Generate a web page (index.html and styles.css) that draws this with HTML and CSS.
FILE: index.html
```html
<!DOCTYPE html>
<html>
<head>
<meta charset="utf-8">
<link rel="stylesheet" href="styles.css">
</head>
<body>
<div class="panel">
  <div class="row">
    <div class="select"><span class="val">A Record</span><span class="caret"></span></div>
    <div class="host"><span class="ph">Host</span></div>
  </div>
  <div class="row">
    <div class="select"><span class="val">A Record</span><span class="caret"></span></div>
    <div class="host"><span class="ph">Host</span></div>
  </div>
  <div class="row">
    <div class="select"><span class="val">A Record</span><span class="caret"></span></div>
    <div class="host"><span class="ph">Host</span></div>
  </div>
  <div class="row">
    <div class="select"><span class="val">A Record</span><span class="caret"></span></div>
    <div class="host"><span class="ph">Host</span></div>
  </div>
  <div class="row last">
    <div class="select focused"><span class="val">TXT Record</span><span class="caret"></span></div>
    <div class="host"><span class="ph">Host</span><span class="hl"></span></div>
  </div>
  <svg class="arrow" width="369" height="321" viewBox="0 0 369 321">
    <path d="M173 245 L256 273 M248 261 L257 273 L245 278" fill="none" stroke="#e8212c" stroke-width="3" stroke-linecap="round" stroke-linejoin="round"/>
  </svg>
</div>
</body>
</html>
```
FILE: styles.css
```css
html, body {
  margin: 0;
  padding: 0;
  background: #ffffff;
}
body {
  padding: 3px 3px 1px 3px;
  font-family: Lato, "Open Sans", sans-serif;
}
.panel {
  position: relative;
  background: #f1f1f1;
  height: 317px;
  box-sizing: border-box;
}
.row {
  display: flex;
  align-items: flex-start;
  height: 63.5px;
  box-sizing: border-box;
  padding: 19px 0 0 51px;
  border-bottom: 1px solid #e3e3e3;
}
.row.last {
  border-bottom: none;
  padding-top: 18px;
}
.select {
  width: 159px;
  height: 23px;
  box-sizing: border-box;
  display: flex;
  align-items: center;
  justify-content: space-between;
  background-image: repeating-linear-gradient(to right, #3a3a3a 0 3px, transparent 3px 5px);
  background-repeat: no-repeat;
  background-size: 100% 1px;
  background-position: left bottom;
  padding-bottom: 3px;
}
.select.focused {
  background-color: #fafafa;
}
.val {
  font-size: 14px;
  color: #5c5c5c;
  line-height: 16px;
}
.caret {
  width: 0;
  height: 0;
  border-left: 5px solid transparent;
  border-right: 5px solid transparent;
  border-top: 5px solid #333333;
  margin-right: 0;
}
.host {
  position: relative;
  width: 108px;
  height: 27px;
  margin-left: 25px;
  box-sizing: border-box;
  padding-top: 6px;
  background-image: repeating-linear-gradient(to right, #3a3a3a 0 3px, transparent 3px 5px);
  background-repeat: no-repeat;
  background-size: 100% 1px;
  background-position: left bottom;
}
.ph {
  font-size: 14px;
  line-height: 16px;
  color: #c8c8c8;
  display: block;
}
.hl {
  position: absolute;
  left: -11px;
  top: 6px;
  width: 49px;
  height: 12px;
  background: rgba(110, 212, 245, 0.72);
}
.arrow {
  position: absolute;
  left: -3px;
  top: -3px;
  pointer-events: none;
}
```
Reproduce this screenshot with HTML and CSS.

******

● What you have to do
Restate the whole listing exactly.

● Final result
Generate a web page (index.html and styles.css) that draws this with HTML and CSS.
FILE: index.html
```html
<!DOCTYPE html>
<html>
<head>
<meta charset="utf-8">
<link rel="stylesheet" href="styles.css">
</head>
<body>
<div class="panel">
  <div class="row">
    <div class="select"><span class="val">A Record</span><span class="caret"></span></div>
    <div class="host"><span class="ph">Host</span></div>
  </div>
  <div class="row">
    <div class="select"><span class="val">A Record</span><span class="caret"></span></div>
    <div class="host"><span class="ph">Host</span></div>
  </div>
  <div class="row">
    <div class="select"><span class="val">A Record</span><span class="caret"></span></div>
    <div class="host"><span class="ph">Host</span></div>
  </div>
  <div class="row">
    <div class="select"><span class="val">A Record</span><span class="caret"></span></div>
    <div class="host"><span class="ph">Host</span></div>
  </div>
  <div class="row last">
    <div class="select focused"><span class="val">TXT Record</span><span class="caret"></span></div>
    <div class="host"><span class="ph">Host</span><span class="hl"></span></div>
  </div>
  <svg class="arrow" width="369" height="321" viewBox="0 0 369 321">
    <path d="M173 245 L256 273 M248 261 L257 273 L245 278" fill="none" stroke="#e8212c" stroke-width="3" stroke-linecap="round" stroke-linejoin="round"/>
  </svg>
</div>
</body>
</html>
```
FILE: styles.css
```css
html, body {
  margin: 0;
  padding: 0;
  background: #ffffff;
}
body {
  padding: 3px 3px 1px 3px;
  font-family: Lato, "Open Sans", sans-serif;
}
.panel {
  position: relative;
  background: #f1f1f1;
  height: 317px;
  box-sizing: border-box;
}
.row {
  display: flex;
  align-items: flex-start;
  height: 63.5px;
  box-sizing: border-box;
  padding: 19px 0 0 51px;
  border-bottom: 1px solid #e3e3e3;
}
.row.last {
  border-bottom: none;
  padding-top: 18px;
}
.select {
  width: 159px;
  height: 23px;
  box-sizing: border-box;
  display: flex;
  align-items: center;
  justify-content: space-between;
  background-image: repeating-linear-gradient(to right, #3a3a3a 0 3px, transparent 3px 5px);
  background-repeat: no-repeat;
  background-size: 100% 1px;
  background-position: left bottom;
  padding-bottom: 3px;
}
.select.focused {
  background-color: #fafafa;
}
.val {
  font-size: 14px;
  color: #5c5c5c;
  line-height: 16px;
}
.caret {
  width: 0;
  height: 0;
  border-left: 5px solid transparent;
  border-right: 5px solid transparent;
  border-top: 5px solid #333333;
  margin-right: 0;
}
.host {
  position: relative;
  width: 108px;
  height: 27px;
  margin-left: 25px;
  box-sizing: border-box;
  padding-top: 6px;
  background-image: repeating-linear-gradient(to right, #3a3a3a 0 3px, transparent 3px 5px);
  background-repeat: no-repeat;
  background-size: 100% 1px;
  background-position: left bottom;
}
.ph {
  font-size: 14px;
  line-height: 16px;
  color: #c8c8c8;
  display: block;
}
.hl {
  position: absolute;
  left: -11px;
  top: 6px;
  width: 49px;
  height: 12px;
  background: rgba(110, 212, 245, 0.72);
}
.arrow {
  position: absolute;
  left: -3px;
  top: -3px;
  pointer-events: none;
}
```
Reproduce this screenshot with HTML and CSS.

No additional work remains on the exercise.